Data is produced by the :ref:`source` and processed in the :ref:`step`.

.. _source :

Source
^^^^^^^
An asynchronous (or synchronous) generator producing :ref:`data-portion`

Simple example of a :ref:`source`

.. code-block:: python

    #source from async generator
    async def gen_timestamp(delay=1):
    """generate current timestamps with given delay"""
        while True:
            await asyncio.sleep(delay)
            yield datetime.datetime.now()

In practical cases it can be yielding the data when it arrives in the file or via network.

.. _step :

Step
^^^^^^^^^^^^^^^^
Step defines any data manipulation. 
Steps can be vaguely classified into :ref:`transformation`, :ref:`filter` and :ref:`buffer`.

In the configuration file steps are provided as a list in the `steps:` section inside the :ref:`chain` definition.

.. _transformation :

Transformation
""""""""""""""
It's a :ref:`step` that manipulates one data portion, and returns the result, which will be fed to the next step.

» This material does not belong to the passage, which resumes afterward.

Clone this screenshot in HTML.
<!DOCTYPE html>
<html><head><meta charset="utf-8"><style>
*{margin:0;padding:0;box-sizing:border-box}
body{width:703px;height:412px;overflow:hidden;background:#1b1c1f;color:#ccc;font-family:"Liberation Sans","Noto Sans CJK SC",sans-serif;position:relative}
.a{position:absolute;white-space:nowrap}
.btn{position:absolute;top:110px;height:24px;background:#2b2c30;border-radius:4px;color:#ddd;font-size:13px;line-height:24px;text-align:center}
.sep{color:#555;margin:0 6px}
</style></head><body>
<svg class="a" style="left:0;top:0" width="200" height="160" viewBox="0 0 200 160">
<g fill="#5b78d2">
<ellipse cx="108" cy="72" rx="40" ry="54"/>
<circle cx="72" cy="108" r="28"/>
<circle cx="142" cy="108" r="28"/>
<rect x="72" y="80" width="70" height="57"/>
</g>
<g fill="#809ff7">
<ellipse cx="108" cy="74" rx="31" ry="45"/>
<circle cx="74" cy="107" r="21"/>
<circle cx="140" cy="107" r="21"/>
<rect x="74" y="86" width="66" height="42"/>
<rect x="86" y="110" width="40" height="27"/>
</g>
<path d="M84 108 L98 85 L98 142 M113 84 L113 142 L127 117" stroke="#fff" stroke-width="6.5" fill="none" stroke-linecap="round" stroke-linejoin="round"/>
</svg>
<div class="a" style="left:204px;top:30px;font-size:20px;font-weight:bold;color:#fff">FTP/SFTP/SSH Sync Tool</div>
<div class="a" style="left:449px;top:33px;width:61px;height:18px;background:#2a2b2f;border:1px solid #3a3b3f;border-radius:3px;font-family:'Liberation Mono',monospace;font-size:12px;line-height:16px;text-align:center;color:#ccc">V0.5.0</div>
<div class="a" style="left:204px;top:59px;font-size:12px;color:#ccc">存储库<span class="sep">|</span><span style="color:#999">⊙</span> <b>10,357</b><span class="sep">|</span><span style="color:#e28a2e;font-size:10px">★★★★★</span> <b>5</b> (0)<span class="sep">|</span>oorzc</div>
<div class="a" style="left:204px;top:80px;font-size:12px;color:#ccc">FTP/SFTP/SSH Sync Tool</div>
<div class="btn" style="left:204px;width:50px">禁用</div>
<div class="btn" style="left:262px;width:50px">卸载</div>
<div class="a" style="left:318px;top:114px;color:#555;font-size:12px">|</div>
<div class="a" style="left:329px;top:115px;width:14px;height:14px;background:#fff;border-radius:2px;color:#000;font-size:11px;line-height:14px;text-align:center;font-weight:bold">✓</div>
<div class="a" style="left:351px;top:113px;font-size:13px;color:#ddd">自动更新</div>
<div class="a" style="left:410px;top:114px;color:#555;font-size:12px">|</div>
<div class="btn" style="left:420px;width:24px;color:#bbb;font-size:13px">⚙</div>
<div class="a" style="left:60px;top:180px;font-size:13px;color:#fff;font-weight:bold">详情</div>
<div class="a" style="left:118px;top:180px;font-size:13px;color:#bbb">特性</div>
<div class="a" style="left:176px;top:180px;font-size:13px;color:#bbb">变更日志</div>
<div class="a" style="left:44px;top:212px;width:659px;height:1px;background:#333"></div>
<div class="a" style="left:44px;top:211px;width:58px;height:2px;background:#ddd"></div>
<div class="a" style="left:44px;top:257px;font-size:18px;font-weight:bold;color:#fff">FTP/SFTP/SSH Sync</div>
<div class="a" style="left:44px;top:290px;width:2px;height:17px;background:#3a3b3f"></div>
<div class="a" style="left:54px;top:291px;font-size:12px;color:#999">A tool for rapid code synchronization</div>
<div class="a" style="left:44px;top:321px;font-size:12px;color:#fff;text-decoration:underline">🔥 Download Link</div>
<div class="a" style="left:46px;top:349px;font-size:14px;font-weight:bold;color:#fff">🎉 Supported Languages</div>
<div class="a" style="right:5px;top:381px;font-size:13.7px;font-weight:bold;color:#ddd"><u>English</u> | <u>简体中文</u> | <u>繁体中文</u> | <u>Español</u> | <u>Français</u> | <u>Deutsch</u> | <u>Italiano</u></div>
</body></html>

Can be just a function on the data, like this example

.. code-block:: python

    #function without parameters
    def dump(d):
        print(f'DUMP: {d}')
        return d

and referenced in the configuration file as 

.. code-block:: yaml

    steps:
        - foo.bar.dump


But if the processing function needs configurable parameters, it should be defined as a functor, or a function of parameters, returning the function of the data, like in this example:

.. code-block:: python

    #function with parameters
    def dump(prefix="DUMP"):
        def _f(d):
            print(f'{prefix} {d}')
            return d
        return _f

and described in the configuration with parameters:

.. code-block:: yaml

    steps:
        - foo.bar.dump: {prefix: "Here's what I got:"}

:Note: Arguments are passed to function/functor constructor as *keyword* args

.. _filter:

Filter
""""""""""""""
Here the filter is a :ref:`step` that receives all the data portions, but produces results only after some of them.

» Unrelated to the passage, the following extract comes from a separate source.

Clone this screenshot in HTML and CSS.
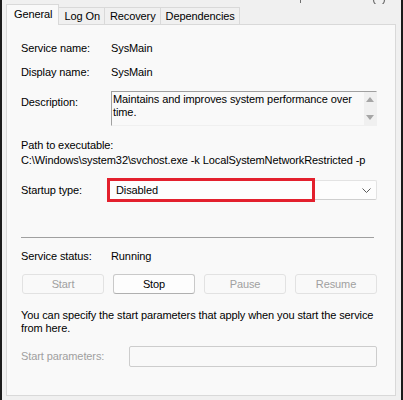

It can be defined as an asynchronous coroutine:

.. code-block:: python

    # filter example: corountine
    async def positive(source):
        """ yield positive values """
        async for d in source:
            if(d>val): 
                yield d

and described in the configuration as:

.. code-block:: yaml

    steps:
        - foo.bar.positive


or as a function, producing coroutine, if the algorithm needs parameters:

.. code-block:: python
   
    # filter example with parameters
    def threshold(val=0):
        """ yield values above 'val' """
        async def _f(source):
            async for d in source:
                if(d>val): 
                    yield d
        return _f

and described in the configuration as:

.. code-block:: yaml

    steps:
        - foo.bar.threshold: {val: 1}


.. _buffer:

Buffer
""""""""""""""

"Buffer" is a :ref:`step` which processes the data, but the input event loop is decoupled from the output loop. 
An example could be buffering data, and producing the accumulated data every 10 seconds.

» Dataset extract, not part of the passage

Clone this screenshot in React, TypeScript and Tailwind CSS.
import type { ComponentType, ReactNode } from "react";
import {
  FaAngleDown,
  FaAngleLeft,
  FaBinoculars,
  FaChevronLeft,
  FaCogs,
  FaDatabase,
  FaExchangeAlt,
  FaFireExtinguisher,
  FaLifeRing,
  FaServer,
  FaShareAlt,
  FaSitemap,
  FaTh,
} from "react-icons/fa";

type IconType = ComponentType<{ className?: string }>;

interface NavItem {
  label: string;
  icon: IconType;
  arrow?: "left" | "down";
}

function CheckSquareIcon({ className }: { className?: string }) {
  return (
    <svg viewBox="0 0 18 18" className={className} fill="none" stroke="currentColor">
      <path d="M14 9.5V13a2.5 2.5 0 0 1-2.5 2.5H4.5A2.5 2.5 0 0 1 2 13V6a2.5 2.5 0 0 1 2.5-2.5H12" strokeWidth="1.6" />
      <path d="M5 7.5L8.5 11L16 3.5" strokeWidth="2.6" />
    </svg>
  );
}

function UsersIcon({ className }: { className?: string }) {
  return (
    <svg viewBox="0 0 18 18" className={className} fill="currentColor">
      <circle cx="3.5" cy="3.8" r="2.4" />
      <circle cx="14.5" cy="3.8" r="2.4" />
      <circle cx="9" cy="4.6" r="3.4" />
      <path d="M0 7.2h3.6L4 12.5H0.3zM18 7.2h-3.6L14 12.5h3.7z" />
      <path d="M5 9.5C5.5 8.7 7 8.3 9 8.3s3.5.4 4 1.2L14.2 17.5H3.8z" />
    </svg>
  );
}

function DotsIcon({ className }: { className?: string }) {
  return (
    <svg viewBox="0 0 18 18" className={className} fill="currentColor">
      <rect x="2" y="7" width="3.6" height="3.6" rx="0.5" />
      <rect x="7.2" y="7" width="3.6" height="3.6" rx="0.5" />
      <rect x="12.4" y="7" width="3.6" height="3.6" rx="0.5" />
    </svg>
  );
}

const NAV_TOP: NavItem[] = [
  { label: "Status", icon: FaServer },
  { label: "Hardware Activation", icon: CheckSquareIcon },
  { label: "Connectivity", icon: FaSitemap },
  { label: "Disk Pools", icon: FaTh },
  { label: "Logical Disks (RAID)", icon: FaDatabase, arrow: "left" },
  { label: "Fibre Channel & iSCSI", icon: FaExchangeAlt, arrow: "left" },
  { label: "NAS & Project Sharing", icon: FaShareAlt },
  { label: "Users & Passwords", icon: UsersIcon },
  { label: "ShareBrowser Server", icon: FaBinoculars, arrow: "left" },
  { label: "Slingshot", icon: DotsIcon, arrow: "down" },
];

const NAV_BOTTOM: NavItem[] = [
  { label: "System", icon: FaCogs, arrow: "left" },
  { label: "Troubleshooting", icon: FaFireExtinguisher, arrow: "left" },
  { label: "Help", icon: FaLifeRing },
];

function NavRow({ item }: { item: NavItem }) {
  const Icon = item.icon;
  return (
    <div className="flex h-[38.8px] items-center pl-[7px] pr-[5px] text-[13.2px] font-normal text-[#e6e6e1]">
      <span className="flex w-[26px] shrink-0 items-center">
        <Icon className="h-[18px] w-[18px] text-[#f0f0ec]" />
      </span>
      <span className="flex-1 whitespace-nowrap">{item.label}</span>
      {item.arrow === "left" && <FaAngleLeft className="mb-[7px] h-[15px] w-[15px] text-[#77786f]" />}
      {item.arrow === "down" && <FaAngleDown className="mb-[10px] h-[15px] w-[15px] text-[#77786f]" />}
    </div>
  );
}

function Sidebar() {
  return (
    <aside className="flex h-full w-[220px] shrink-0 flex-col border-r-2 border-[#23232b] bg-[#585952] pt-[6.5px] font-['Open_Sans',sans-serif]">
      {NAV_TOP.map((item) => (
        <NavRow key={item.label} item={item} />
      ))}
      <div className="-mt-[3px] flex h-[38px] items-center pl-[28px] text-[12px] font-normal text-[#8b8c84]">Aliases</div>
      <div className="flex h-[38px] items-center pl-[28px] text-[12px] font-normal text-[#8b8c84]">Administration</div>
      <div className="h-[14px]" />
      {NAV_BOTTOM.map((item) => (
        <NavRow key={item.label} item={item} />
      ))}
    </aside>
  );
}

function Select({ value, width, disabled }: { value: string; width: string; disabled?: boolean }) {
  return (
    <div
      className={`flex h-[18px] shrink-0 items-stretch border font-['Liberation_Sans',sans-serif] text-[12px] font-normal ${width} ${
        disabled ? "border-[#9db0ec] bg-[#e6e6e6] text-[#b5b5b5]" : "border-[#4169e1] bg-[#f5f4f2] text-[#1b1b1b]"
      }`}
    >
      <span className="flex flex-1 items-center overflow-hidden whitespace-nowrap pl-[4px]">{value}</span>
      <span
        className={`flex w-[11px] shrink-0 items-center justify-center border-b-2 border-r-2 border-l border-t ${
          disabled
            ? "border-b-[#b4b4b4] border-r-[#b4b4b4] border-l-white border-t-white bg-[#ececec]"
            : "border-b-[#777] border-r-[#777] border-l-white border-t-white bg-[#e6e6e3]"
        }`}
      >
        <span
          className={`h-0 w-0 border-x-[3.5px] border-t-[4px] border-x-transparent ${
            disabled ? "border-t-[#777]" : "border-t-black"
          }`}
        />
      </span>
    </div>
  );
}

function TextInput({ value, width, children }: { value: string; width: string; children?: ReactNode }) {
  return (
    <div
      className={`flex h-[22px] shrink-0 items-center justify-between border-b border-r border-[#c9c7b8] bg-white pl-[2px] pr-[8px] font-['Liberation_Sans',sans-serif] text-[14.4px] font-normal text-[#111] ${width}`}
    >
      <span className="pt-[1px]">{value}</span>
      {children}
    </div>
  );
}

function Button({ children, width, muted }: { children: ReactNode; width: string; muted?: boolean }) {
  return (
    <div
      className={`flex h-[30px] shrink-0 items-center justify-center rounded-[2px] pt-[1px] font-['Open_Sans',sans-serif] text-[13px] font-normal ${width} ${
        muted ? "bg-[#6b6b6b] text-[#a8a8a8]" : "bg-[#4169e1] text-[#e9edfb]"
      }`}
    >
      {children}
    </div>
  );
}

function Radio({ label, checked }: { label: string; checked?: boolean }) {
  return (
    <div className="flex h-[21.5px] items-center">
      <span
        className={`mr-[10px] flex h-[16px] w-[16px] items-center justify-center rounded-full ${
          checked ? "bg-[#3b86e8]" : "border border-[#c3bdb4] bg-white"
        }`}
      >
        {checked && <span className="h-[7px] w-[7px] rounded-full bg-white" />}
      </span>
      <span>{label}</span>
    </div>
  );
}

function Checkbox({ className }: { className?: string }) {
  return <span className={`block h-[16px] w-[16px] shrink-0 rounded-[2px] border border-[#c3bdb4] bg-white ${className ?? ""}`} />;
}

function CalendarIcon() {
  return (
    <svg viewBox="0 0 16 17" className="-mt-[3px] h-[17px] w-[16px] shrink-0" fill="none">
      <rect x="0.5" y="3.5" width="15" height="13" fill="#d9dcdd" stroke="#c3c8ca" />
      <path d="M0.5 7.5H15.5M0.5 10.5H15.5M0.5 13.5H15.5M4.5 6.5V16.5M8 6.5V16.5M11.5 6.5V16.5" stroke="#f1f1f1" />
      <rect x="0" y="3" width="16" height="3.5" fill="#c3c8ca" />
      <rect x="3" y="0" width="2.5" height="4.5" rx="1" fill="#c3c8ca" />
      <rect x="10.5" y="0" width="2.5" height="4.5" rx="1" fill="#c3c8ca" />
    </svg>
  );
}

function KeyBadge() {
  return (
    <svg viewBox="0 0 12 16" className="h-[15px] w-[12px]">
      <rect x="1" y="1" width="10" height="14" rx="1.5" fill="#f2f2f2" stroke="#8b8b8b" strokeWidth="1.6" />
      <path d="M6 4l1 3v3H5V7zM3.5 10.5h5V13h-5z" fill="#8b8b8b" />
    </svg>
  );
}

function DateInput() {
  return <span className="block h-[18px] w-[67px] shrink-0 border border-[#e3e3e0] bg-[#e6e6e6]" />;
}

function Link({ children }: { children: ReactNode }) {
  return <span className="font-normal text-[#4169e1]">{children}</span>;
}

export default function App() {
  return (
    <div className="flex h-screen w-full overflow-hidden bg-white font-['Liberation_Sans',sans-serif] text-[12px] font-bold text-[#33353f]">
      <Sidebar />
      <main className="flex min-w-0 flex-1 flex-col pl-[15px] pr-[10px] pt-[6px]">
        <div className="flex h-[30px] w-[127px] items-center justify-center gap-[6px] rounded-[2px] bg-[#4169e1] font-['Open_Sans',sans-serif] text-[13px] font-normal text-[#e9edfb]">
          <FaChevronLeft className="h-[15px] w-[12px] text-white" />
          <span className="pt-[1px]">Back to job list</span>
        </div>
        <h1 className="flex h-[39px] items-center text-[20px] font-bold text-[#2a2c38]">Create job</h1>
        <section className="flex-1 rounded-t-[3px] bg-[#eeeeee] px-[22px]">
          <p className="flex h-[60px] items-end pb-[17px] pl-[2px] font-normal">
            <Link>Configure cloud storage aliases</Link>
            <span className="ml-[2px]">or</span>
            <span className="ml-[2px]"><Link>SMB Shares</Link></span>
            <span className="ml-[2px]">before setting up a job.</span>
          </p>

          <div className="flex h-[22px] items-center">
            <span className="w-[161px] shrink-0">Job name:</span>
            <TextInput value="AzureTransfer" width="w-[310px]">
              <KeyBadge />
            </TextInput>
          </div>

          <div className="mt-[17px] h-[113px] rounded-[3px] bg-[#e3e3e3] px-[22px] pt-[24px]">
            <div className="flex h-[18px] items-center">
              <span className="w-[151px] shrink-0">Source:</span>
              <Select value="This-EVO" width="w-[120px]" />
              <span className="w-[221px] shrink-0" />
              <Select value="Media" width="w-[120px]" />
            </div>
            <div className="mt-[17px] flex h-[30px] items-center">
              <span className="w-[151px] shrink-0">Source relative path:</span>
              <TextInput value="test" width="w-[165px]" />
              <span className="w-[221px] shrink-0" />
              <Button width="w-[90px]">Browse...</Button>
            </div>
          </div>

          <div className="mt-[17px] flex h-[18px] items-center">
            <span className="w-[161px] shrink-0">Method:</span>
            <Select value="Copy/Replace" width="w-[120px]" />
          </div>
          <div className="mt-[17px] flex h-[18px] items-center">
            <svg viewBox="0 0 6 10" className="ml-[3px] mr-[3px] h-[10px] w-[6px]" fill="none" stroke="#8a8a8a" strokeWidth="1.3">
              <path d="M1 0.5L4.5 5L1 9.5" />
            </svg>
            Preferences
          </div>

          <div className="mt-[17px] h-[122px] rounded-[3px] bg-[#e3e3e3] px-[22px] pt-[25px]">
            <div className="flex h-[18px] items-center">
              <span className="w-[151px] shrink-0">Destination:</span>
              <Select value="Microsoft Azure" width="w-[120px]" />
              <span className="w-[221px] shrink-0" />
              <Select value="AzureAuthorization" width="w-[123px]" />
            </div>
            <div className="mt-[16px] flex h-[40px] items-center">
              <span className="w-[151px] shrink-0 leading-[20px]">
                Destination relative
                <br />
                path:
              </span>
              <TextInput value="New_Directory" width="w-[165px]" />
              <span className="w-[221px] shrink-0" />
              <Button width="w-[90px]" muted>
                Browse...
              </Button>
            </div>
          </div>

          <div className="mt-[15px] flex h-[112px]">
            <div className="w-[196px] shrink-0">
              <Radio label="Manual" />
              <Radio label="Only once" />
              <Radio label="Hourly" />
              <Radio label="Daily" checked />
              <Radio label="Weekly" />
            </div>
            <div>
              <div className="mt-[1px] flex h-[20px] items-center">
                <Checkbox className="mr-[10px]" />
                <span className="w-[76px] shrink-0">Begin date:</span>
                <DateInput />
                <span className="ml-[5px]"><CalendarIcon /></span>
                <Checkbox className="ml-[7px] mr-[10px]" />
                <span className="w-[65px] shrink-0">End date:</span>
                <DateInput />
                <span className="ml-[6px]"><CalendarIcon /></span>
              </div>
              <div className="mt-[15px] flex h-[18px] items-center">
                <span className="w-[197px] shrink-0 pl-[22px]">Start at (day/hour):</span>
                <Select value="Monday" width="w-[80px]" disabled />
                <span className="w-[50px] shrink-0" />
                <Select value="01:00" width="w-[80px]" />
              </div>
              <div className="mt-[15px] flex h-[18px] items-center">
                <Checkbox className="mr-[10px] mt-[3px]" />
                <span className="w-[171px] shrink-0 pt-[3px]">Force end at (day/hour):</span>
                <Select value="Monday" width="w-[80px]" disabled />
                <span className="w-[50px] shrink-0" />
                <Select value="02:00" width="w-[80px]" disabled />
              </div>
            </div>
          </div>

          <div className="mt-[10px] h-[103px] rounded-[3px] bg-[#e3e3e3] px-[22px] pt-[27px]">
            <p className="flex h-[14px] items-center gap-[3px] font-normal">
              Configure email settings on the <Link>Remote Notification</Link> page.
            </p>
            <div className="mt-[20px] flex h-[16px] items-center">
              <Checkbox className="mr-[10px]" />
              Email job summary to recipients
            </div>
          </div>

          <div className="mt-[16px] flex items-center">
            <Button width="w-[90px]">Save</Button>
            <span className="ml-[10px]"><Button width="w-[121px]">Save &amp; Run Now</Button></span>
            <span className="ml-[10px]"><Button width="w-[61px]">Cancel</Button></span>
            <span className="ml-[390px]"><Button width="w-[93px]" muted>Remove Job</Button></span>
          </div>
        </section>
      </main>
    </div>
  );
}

A buffer object is defined as a python class, implementing `async def put` and `async def get` methods.
Example:

.. code-block:: python

    class Buffer:
        def __init__(self, buffer_time=10):
            """object to accumulate the data in the time bins"""
            self.data = []
            self.buffer_time = buffer_time
        async def put(self, data):
            self.data+=[data]

        async def get(self):
            #will yield the data array every approx every buffer_time
            await asyncio.sleep(self.buffer_time)
            res = self.data
            self.data = []
            return res


And in configuration file is defined as (if ``Buffer`` is inside ``foo.bar`` python module):

.. code-block:: yaml

    steps:
        - foo.bar.Buffer: {buffer_time: 10} 

:Note: A buffer can also be used as a :ref:`source` of a chain. In that case, if the data flows from another chain, it will be `put` in the buffer.